1. Auf die Berufung der Klägerin wird das Urteil des Landgerichts Würzburg vom 08.11.2022, Az. 23 O 759/22, abgeändert.

2. Die Beklagten zu 1), zu 2) und zu 3) werden als Gesamtschuldner verurteilt, an die Klägerin 12.836,55 EUR nebst Zinsen in Höhe von 5 Prozentpunkten über dem Basiszinssatz aus 12.284,39 seit 28.10.2022 sowie aus 552,16 EUR seit 12.06.2022 zu bezahlen.

3. Der Beklagte zu 3) wird verurteilt, an die Klägerin weitere 1.962 EUR nebst Zinsen hieraus in Höhe von 5 Prozentpunkten über dem Basiszinssatz seit 12.10.2022 zu bezahlen.

4. Im Übrigen wird die Klage abgewiesen.

5. Die weitergehende Berufung wird zurückgewiesen.

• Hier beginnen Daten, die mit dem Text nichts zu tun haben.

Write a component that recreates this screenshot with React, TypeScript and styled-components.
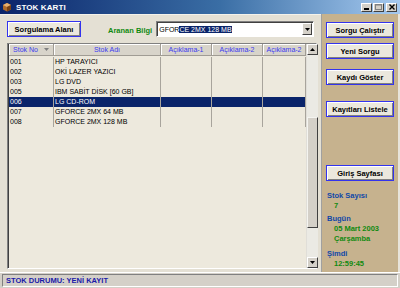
import React from "react";
import styled, { createGlobalStyle } from "styled-components";

const Global = createGlobalStyle`
  html, body { margin: 0; padding: 0; background: #d4d0c8; }
  body { width: 400px; height: 288px; overflow: hidden; font-family: "Liberation Sans", Arial, sans-serif; }
  * { box-sizing: border-box; }
`;

const Window = styled.div`
  width: 400px;
  height: 288px;
  display: flex;
  flex-direction: column;
  background: #d4d0c8;
  overflow: hidden;
`;

const TitleBar = styled.div`
  height: 14px;
  flex: none;
  display: flex;
  align-items: center;
  padding: 0 3px 0 2px;
  background: linear-gradient(90deg, #0a246a 0%, #3a6ea5 55%, #a6caf0 100%);
`;

const TitleText = styled.span`
  color: #fff;
  font-weight: bold;
  font-size: 8px;
  margin-left: 4px;
  flex: 1;
  letter-spacing: 0.1px;
`;

const WinButtons = styled.div`
  display: flex;
  gap: 1px;
`;

const WinBtn = styled.div<{ $gap?: number }>`
  width: 11px;
  height: 9px;
  margin-left: ${(p) => p.$gap ?? 0}px;
  background: #d4d0c8;
  border: 1px solid;
  border-color: #fff #404040 #404040 #fff;
  display: flex;
  align-items: center;
  justify-content: center;
`;

const Body = styled.div`
  flex: 1;
  display: flex;
  min-height: 0;
`;

const LeftArea = styled.div`
  width: 321px;
  flex: none;
  background: #e4e0d4;
  border-top: 1px solid #f4f2ea;
  padding: 6px 0 3px 7px;
  display: flex;
  flex-direction: column;
`;

const TopRow = styled.div`
  height: 16px;
  display: flex;
  align-items: center;
`;

const Btn = styled.button<{ $w: number }>`
  width: ${(p) => p.$w}px;
  height: 16px;
  padding: 0;
  background: #ebe8dd;
  border: 1px solid #3333ee;
  box-shadow: inset 1px 1px 0 #fff, inset -1px -1px 0 #808080;
  font-family: "Liberation Sans", Arial, sans-serif;
  font-weight: bold;
  font-size: 7.5px;
  color: #000;
  cursor: default;
`;

const GreenLabel = styled.span`
  color: #108a10;
  font-weight: bold;
  font-size: 7.5px;
  margin-left: 27px;
  margin-top: 3px;
`;

const Combo = styled.div`
  margin-left: 4px;
  width: 158px;
  height: 16px;
  background: #fff;
  border: 1px solid;
  border-color: #808080 #fff #fff #808080;
  box-shadow: inset 1px 1px 0 #404040;
  display: flex;
  align-items: center;
  padding-left: 2px;
  font-size: 7px;
  color: #000;
`;

const Sel = styled.span`
  background: #0a246a;
  color: #fff;
`;

const ComboText = styled.div`
  flex: 1;
  white-space: nowrap;
`;

const DropBtn = styled.div`
  width: 10px;
  height: 12px;
  margin-right: 1px;
  background: #d4d0c8;
  border: 1px solid;
  border-color: #fff #404040 #404040 #fff;
  display: flex;
  align-items: center;
  justify-content: center;
`;

const Grid = styled.div`
  margin-top: 6px;
  width: 310px;
  height: 227px;
  border: 1px solid;
  border-color: #808080 #fff #fff #808080;
  display: flex;
  background: #ede9dd;
`;

const GridMain = styled.div`
  flex: 1;
  display: flex;
  flex-direction: column;
  border-left: 1px solid #404040;
`;

const HeaderRow = styled.div`
  display: flex;
  height: 12px;
  background: #d8d4ca;
`;

const HeadCell = styled.div<{ $w: number }>`
  width: ${(p) => p.$w}px;
  flex: none;
  border-right: 1px solid #a09c94;
  border-bottom: 1px solid #a09c94;
  box-shadow: inset 1px 1px 0 #fff;
  color: #3b3bf0;
  font-size: 7px;
  display: flex;
  align-items: center;
  justify-content: center;
  gap: 6px;
`;

const Row = styled.div<{ $sel?: boolean }>`
  display: flex;
  height: 10px;
  background: ${(p) => (p.$sel ? "#0a246a" : "transparent")};
  color: ${(p) => (p.$sel ? "#fff" : "#000")};
`;

const Cell = styled.div<{ $w: number }>`
  width: ${(p) => p.$w}px;
  flex: none;
  border-right: 1px solid #a8a49c;
  font-size: 7px;
  line-height: 10px;
  padding-left: 1px;
  white-space: nowrap;
  overflow: hidden;
`;

const ScrollBar = styled.div`
  width: 12px;
  flex: none;
  background: #ebeae4;
  display: flex;
  flex-direction: column;
  border-left: 1px solid #e0ded8;
`;

const ScrollArrow = styled.div`
  height: 11px;
  width: 11px;
  background: #d4d0c8;
  border: 1px solid;
  border-color: #fff #404040 #404040 #fff;
  display: flex;
  align-items: center;
  justify-content: center;
  flex: none;
`;

const Track = styled.div`
  flex: 1;
  display: flex;
  flex-direction: column;
  padding-top: 62px;
  padding-bottom: 29px;
`;

const Thumb = styled.div`
  flex: 1;
  width: 11px;
  background: #d4d0c8;
  border: 1px solid;
  border-color: #f4f4f0 #404040 #404040 #f4f4f0;
`;

const RightPanel = styled.div`
  flex: 1;
  background: #c6b28e;
  border-left: 1px solid #a0a0a0;
  border-right: 2px solid #e8e4da;
  padding: 8px 0 0 4px;
  display: flex;
  flex-direction: column;
`;

const PanelGap = styled.div<{ $h: number }>`
  height: ${(p) => p.$h}px;
  flex: none;
`;

const InfoLabel = styled.div`
  color: #1048a8;
  font-weight: bold;
  font-size: 7.5px;
  line-height: 10px;
  padding-left: 1px;
`;

const InfoValue = styled.div`
  color: #108a10;
  font-weight: bold;
  font-size: 7.5px;
  line-height: 10px;
  padding-left: 8px;
`;

const StatusBar = styled.div`
  height: 16px;
  flex: none;
  border-top: 1px solid #fff;
  padding: 1px 2px 0 2px;
`;

const StatusPanel = styled.div`
  height: 13px;
  border: 1px solid;
  border-color: #808080 #fff #fff #808080;
  display: flex;
  align-items: center;
  padding-left: 3px;
  color: #1a1aa8;
  font-weight: bold;
  font-size: 7.5px;
`;

const Tri = ({ up, color = "#000" }: { up?: boolean; color?: string }) => (
  <svg width="5" height="3" viewBox="0 0 5 3">
    <path d={up ? "M0 3 L5 3 L2.5 0 Z" : "M0 0 L5 0 L2.5 3 Z"} fill={color} />
  </svg>
);

const cols = [45, 107, 51, 51, 43];
const rows = [
  ["001", "HP TARAYICI"],
  ["002", "OKİ LAZER YAZICI"],
  ["003", "LG DVD"],
  ["005", "IBM SABİT DİSK [60 GB]"],
  ["006", "LG CD-ROM"],
  ["007", "GFORCE 2MX 64 MB"],
  ["008", "GFORCE 2MX 128 MB"],
];

export default function App() {
  return (
    <Window>
      <Global />
      <TitleBar>
        <svg width="10" height="10" viewBox="0 0 10 10">
          <path d="M1 3 L5 1 L9 3 L9 7.5 L5 9.5 L1 7.5 Z" fill="#b06a2a" />
          <path d="M1 3 L5 1 L9 3 L5 5 Z" fill="#e8b070" />
          <path d="M5 5 L9 3 L9 7.5 L5 9.5 Z" fill="#7a4214" />
        </svg>
        <TitleText>STOK KARTI</TitleText>
        <WinButtons>
          <WinBtn>
            <svg width="6" height="6" viewBox="0 0 6 6"><rect x="0" y="4" width="5" height="2" fill="#000" /></svg>
          </WinBtn>
          <WinBtn>
            <svg width="7" height="6" viewBox="0 0 7 6"><rect x="0.5" y="0.5" width="6" height="5" fill="none" stroke="#808080" /><rect x="0" y="0" width="7" height="1.5" fill="#808080" /></svg>
          </WinBtn>
          <WinBtn $gap={1}>
            <svg width="6" height="6" viewBox="0 0 6 6"><path d="M0.5 0.5 L5.5 5.5 M5.5 0.5 L0.5 5.5" stroke="#000" strokeWidth="1.4" /></svg>
          </WinBtn>
        </WinButtons>
      </TitleBar>
      <Body>
        <LeftArea>
          <TopRow>
            <Btn $w={74}>Sorgulama Alanı</Btn>
            <GreenLabel>Aranan Bilgi</GreenLabel>
            <Combo>
              <ComboText>
                GFOR<Sel>CE 2MX 128 MB</Sel>
              </ComboText>
              <DropBtn>
                <Tri />
              </DropBtn>
            </Combo>
          </TopRow>
          <Grid>
            <GridMain>
              <HeaderRow>
                <HeadCell $w={cols[0]}>
                  Stok No <Tri color="#808080" />
                </HeadCell>
                <HeadCell $w={cols[1]}>Stok Adı</HeadCell>
                <HeadCell $w={cols[2]}>Açıklama-1</HeadCell>
                <HeadCell $w={cols[3]}>Açıklama-2</HeadCell>
                <HeadCell $w={cols[4]}>Açıklama-2</HeadCell>
              </HeaderRow>
              <PanelGap $h={1} />
              {rows.map(([no, name]) => (
                <Row key={no} $sel={no === "006"}>
                  <Cell $w={cols[0]}>{no}</Cell>
                  <Cell $w={cols[1]}>{name}</Cell>
                  <Cell $w={cols[2]} />
                  <Cell $w={cols[3]} />
                  <Cell $w={cols[4]} />
                </Row>
              ))}
            </GridMain>
            <ScrollBar>
              <ScrollArrow>
                <Tri up />
              </ScrollArrow>
              <Track>
                <Thumb />
              </Track>
              <ScrollArrow>
                <Tri />
              </ScrollArrow>
            </ScrollBar>
          </Grid>
        </LeftArea>
        <RightPanel>
          <Btn $w={68}>Sorgu Çalıştır</Btn>
          <PanelGap $h={5} />
          <Btn $w={68}>Yeni Sorgu</Btn>
          <PanelGap $h={10} />
          <Btn $w={68}>Kaydı Göster</Btn>
          <PanelGap $h={16} />
          <Btn $w={68}>Kayıtları Listele</Btn>
          <PanelGap $h={48} />
          <Btn $w={68}>Giriş Sayfası</Btn>
          <PanelGap $h={10} />
          <InfoLabel>Stok Sayısı</InfoLabel>
          <InfoValue>7</InfoValue>
          <PanelGap $h={3} />
          <InfoLabel>Bugün</InfoLabel>
          <InfoValue>05 Mart 2003</InfoValue>
          <InfoValue>Çarşamba</InfoValue>
          <PanelGap $h={5} />
          <InfoLabel>Şimdi</InfoLabel>
          <InfoValue>12:59:45</InfoValue>
        </RightPanel>
      </Body>
      <StatusBar>
        <StatusPanel>STOK DURUMU: YENİ KAYIT</StatusPanel>
      </StatusBar>
    </Window>
  );
}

6. Die Kosten des Rechtsstreits erster Instanz haben die Parteien wie folgt zu tragen: Von den Gerichtskosten und den außergerichtlichen Kosten der Klägerin hat die Klägerin 20% zu tragen, die Beklagten zu 1), zu 2) und zu 3) tragen hiervon als Gesamtschuldner 80%. Die Klägerin hat von den außergerichtlichen Kosten der Beklagten zu 1) und zu 2) jeweils 23% zu tragen und von den außergerichtlichen Kosten des Beklagten zu 3) 11%. Im Übrigen tragen die Beklagten ihre außergerichtlichen Kosten selbst.

Die Kosten des Rechtsstreits zweiter Instanz haben die Beklagten zu 1) bis 3) als Gesamtschuldner zu tragen.

7. Das Urteil ist vorläufig vollstreckbar. 8. Die Revision wird nicht zugelassen.

Beschluss

Der Streitwert wird für das Berufungsverfahren auf 14.890,00 EUR festgesetzt.